• **The task**
Print the listing in its entirety and exactly, leaving out images.
+---+
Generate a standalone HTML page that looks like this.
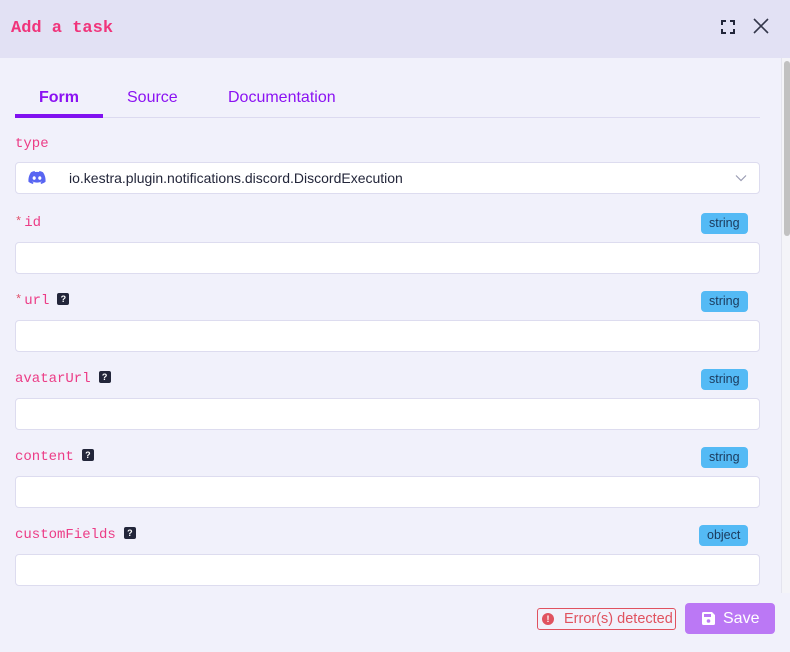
<!DOCTYPE html><html><head><style>
*{box-sizing:border-box;margin:0;padding:0}
body{width:790px;height:652px;background:#f1f1fb;position:relative;overflow:hidden;font-family:"Liberation Sans",sans-serif}
.hdr{position:absolute;left:0;top:0;width:790px;height:58px;background:#e2e1f4}
.title{position:absolute;left:11px;top:19px;font:bold 17px "Liberation Mono",monospace;color:#f0347b}
.tab{position:absolute;top:89px;font-size:16px;color:#8b12f2}
.line{position:absolute;left:15px;top:117px;width:745px;height:1px;background:#dcdaf0}
.lbl{position:absolute;left:15px;font:14px "Liberation Mono",monospace;color:#ec3c86}
.star{color:#e0526b;font-size:12px;vertical-align:top;margin-right:2px}
.q{display:inline-block;width:12px;height:12px;background:#23263a;color:#fff;font:bold 9px "Liberation Sans";text-align:center;line-height:12px;border-radius:2px;margin-left:8px;vertical-align:2px}
.inp{position:absolute;left:15px;width:745px;height:32px;background:#fff;border:1px solid #dddcef;border-radius:4px}
.badge{position:absolute;height:21px;background:#54baf5;color:#1b3a5c;font-size:12.5px;line-height:21px;padding:0 8px;border-radius:4px}
</style></head><body>
<div class="hdr"></div>
<div class="title">Add a task</div>
<svg style="position:absolute;left:721px;top:20px" width="14" height="14" viewBox="0 0 14 14" fill="none" stroke="#23263a" stroke-width="2"><path d="M1 5V1h4M9 1h4v4M13 9v4H9M5 13H1V9"/></svg>
<svg style="position:absolute;left:753px;top:18px" width="16" height="16" viewBox="0 0 16 16" stroke="#33364a" stroke-width="1.6"><path d="M1 1L15 15M15 1L1 15"/></svg>
<div style="position:absolute;left:781px;top:58px;width:9px;height:535px;background:#f4f4f8;border-left:1px solid #e4e4ee"></div>
<div style="position:absolute;left:784px;top:61px;width:6px;height:175px;background:#c1c1c1;border-radius:3px"></div>
<div class="tab" style="left:39px;font-weight:bold">Form</div>
<div class="tab" style="left:127px">Source</div>
<div class="tab" style="left:228px">Documentation</div>
<div class="line"></div>
<div style="position:absolute;left:15px;top:114px;width:88px;height:4px;background:#8111f0"></div>
<div class="lbl" style="top:136px">type</div>
<div class="inp" style="top:162px"></div>
<svg style="position:absolute;left:28px;top:171px" width="18" height="14" viewBox="0 0 18 14"><path fill="#5865f2" d="M15 1.2A14 14 0 0 0 11.5 0l-.5 1a13 13 0 0 0-4 0L6.5 0A14 14 0 0 0 3 1.2C.8 4.5.2 7.7.5 10.9A14 14 0 0 0 4.8 13l.9-1.4-1.4-.7.4-.3a10 10 0 0 0 8.6 0l.4.3-1.4.7.9 1.4a14 14 0 0 0 4.3-2.1c.4-3.7-.6-6.9-2.5-9.7zM6.2 8.9c-.9 0-1.6-.8-1.6-1.8s.7-1.8 1.6-1.8 1.6.8 1.6 1.8-.7 1.8-1.6 1.8zm5.6 0c-.9 0-1.6-.8-1.6-1.8s.7-1.8 1.6-1.8 1.6.8 1.6 1.8-.7 1.8-1.6 1.8z"/></svg>
<div style="position:absolute;left:69px;top:170px;font-size:14px;color:#23263a">io.kestra.plugin.notifications.discord.DiscordExecution</div>
<svg style="position:absolute;left:735px;top:174px" width="12" height="8" viewBox="0 0 12 8" fill="none" stroke="#9a9cb3" stroke-width="1.2"><path d="M1 1.5l5 5 5-5"/></svg>

<div class="lbl" style="top:215px"><span class="star">*</span>id</div>
<div class="badge" style="left:701px;top:213px">string</div>
<div class="inp" style="top:242px"></div>
<div class="lbl" style="top:293px"><span class="star">*</span>url<span class="q">?</span></div>
<div class="badge" style="left:701px;top:291px">string</div>
<div class="inp" style="top:320px"></div>
<div class="lbl" style="top:371px">avatarUrl<span class="q">?</span></div>
<div class="badge" style="left:701px;top:369px">string</div>
<div class="inp" style="top:398px"></div>
<div class="lbl" style="top:449px">content<span class="q">?</span></div>
<div class="badge" style="left:701px;top:447px">string</div>
<div class="inp" style="top:476px"></div>
<div class="lbl" style="top:527px">customFields<span class="q">?</span></div>
<div class="badge" style="left:699px;top:525px">object</div>
<div class="inp" style="top:554px"></div>

<div style="position:absolute;left:537px;top:608px;width:139px;height:22px;border:1px solid #e0525f;border-radius:3px;color:#e0525f;font-size:14.5px;line-height:20px;padding-left:26px">Error(s) detected</div>
<div style="position:absolute;left:542px;top:613px;width:12px;height:12px;border-radius:50%;background:#e0525f;color:#fff;font:bold 9px 'Liberation Sans';text-align:center;line-height:12px">!</div>
<div style="position:absolute;left:685px;top:603px;width:90px;height:31px;background:#bb78f5;border-radius:4px;color:#fff;font-size:16px;line-height:31px;padding-left:38px">Save</div>
<svg style="position:absolute;left:702px;top:612px" width="13" height="13" viewBox="0 0 13 13"><path fill="#fff" d="M0 1.5A1.5 1.5 0 0 1 1.5 0H10l3 3v8.5A1.5 1.5 0 0 1 11.5 13h-10A1.5 1.5 0 0 1 0 11.5z"/><rect x="2" y="2" width="7" height="3" fill="#bb78f5"/><circle cx="6.5" cy="9" r="1.8" fill="#bb78f5"/></svg>
</body></html>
+---+
• **Result of this exercise**
Generate a standalone HTML page that looks like this.
<!DOCTYPE html><html><head><style>
*{box-sizing:border-box;margin:0;padding:0}
body{width:790px;height:652px;background:#f1f1fb;position:relative;overflow:hidden;font-family:"Liberation Sans",sans-serif}
.hdr{position:absolute;left:0;top:0;width:790px;height:58px;background:#e2e1f4}
.title{position:absolute;left:11px;top:19px;font:bold 17px "Liberation Mono",monospace;color:#f0347b}
.tab{position:absolute;top:89px;font-size:16px;color:#8b12f2}
.line{position:absolute;left:15px;top:117px;width:745px;height:1px;background:#dcdaf0}
.lbl{position:absolute;left:15px;font:14px "Liberation Mono",monospace;color:#ec3c86}
.star{color:#e0526b;font-size:12px;vertical-align:top;margin-right:2px}
.q{display:inline-block;width:12px;height:12px;background:#23263a;color:#fff;font:bold 9px "Liberation Sans";text-align:center;line-height:12px;border-radius:2px;margin-left:8px;vertical-align:2px}
.inp{position:absolute;left:15px;width:745px;height:32px;background:#fff;border:1px solid #dddcef;border-radius:4px}
.badge{position:absolute;height:21px;background:#54baf5;color:#1b3a5c;font-size:12.5px;line-height:21px;padding:0 8px;border-radius:4px}
</style></head><body>
<div class="hdr"></div>
<div class="title">Add a task</div>
<svg style="position:absolute;left:721px;top:20px" width="14" height="14" viewBox="0 0 14 14" fill="none" stroke="#23263a" stroke-width="2"><path d="M1 5V1h4M9 1h4v4M13 9v4H9M5 13H1V9"/></svg>
<svg style="position:absolute;left:753px;top:18px" width="16" height="16" viewBox="0 0 16 16" stroke="#33364a" stroke-width="1.6"><path d="M1 1L15 15M15 1L1 15"/></svg>
<div style="position:absolute;left:781px;top:58px;width:9px;height:535px;background:#f4f4f8;border-left:1px solid #e4e4ee"></div>
<div style="position:absolute;left:784px;top:61px;width:6px;height:175px;background:#c1c1c1;border-radius:3px"></div>
<div class="tab" style="left:39px;font-weight:bold">Form</div>
<div class="tab" style="left:127px">Source</div>
<div class="tab" style="left:228px">Documentation</div>
<div class="line"></div>
<div style="position:absolute;left:15px;top:114px;width:88px;height:4px;background:#8111f0"></div>
<div class="lbl" style="top:136px">type</div>
<div class="inp" style="top:162px"></div>
<svg style="position:absolute;left:28px;top:171px" width="18" height="14" viewBox="0 0 18 14"><path fill="#5865f2" d="M15 1.2A14 14 0 0 0 11.5 0l-.5 1a13 13 0 0 0-4 0L6.5 0A14 14 0 0 0 3 1.2C.8 4.5.2 7.7.5 10.9A14 14 0 0 0 4.8 13l.9-1.4-1.4-.7.4-.3a10 10 0 0 0 8.6 0l.4.3-1.4.7.9 1.4a14 14 0 0 0 4.3-2.1c.4-3.7-.6-6.9-2.5-9.7zM6.2 8.9c-.9 0-1.6-.8-1.6-1.8s.7-1.8 1.6-1.8 1.6.8 1.6 1.8-.7 1.8-1.6 1.8zm5.6 0c-.9 0-1.6-.8-1.6-1.8s.7-1.8 1.6-1.8 1.6.8 1.6 1.8-.7 1.8-1.6 1.8z"/></svg>
<div style="position:absolute;left:69px;top:170px;font-size:14px;color:#23263a">io.kestra.plugin.notifications.discord.DiscordExecution</div>
<svg style="position:absolute;left:735px;top:174px" width="12" height="8" viewBox="0 0 12 8" fill="none" stroke="#9a9cb3" stroke-width="1.2"><path d="M1 1.5l5 5 5-5"/></svg>

<div class="lbl" style="top:215px"><span class="star">*</span>id</div>
<div class="badge" style="left:701px;top:213px">string</div>
<div class="inp" style="top:242px"></div>
<div class="lbl" style="top:293px"><span class="star">*</span>url<span class="q">?</span></div>
<div class="badge" style="left:701px;top:291px">string</div>
<div class="inp" style="top:320px"></div>
<div class="lbl" style="top:371px">avatarUrl<span class="q">?</span></div>
<div class="badge" style="left:701px;top:369px">string</div>
<div class="inp" style="top:398px"></div>
<div class="lbl" style="top:449px">content<span class="q">?</span></div>
<div class="badge" style="left:701px;top:447px">string</div>
<div class="inp" style="top:476px"></div>
<div class="lbl" style="top:527px">customFields<span class="q">?</span></div>
<div class="badge" style="left:699px;top:525px">object</div>
<div class="inp" style="top:554px"></div>

<div style="position:absolute;left:537px;top:608px;width:139px;height:22px;border:1px solid #e0525f;border-radius:3px;color:#e0525f;font-size:14.5px;line-height:20px;padding-left:26px">Error(s) detected</div>
<div style="position:absolute;left:542px;top:613px;width:12px;height:12px;border-radius:50%;background:#e0525f;color:#fff;font:bold 9px 'Liberation Sans';text-align:center;line-height:12px">!</div>
<div style="position:absolute;left:685px;top:603px;width:90px;height:31px;background:#bb78f5;border-radius:4px;color:#fff;font-size:16px;line-height:31px;padding-left:38px">Save</div>
<svg style="position:absolute;left:702px;top:612px" width="13" height="13" viewBox="0 0 13 13"><path fill="#fff" d="M0 1.5A1.5 1.5 0 0 1 1.5 0H10l3 3v8.5A1.5 1.5 0 0 1 11.5 13h-10A1.5 1.5 0 0 1 0 11.5z"/><rect x="2" y="2" width="7" height="3" fill="#bb78f5"/><circle cx="6.5" cy="9" r="1.8" fill="#bb78f5"/></svg>
</body></html>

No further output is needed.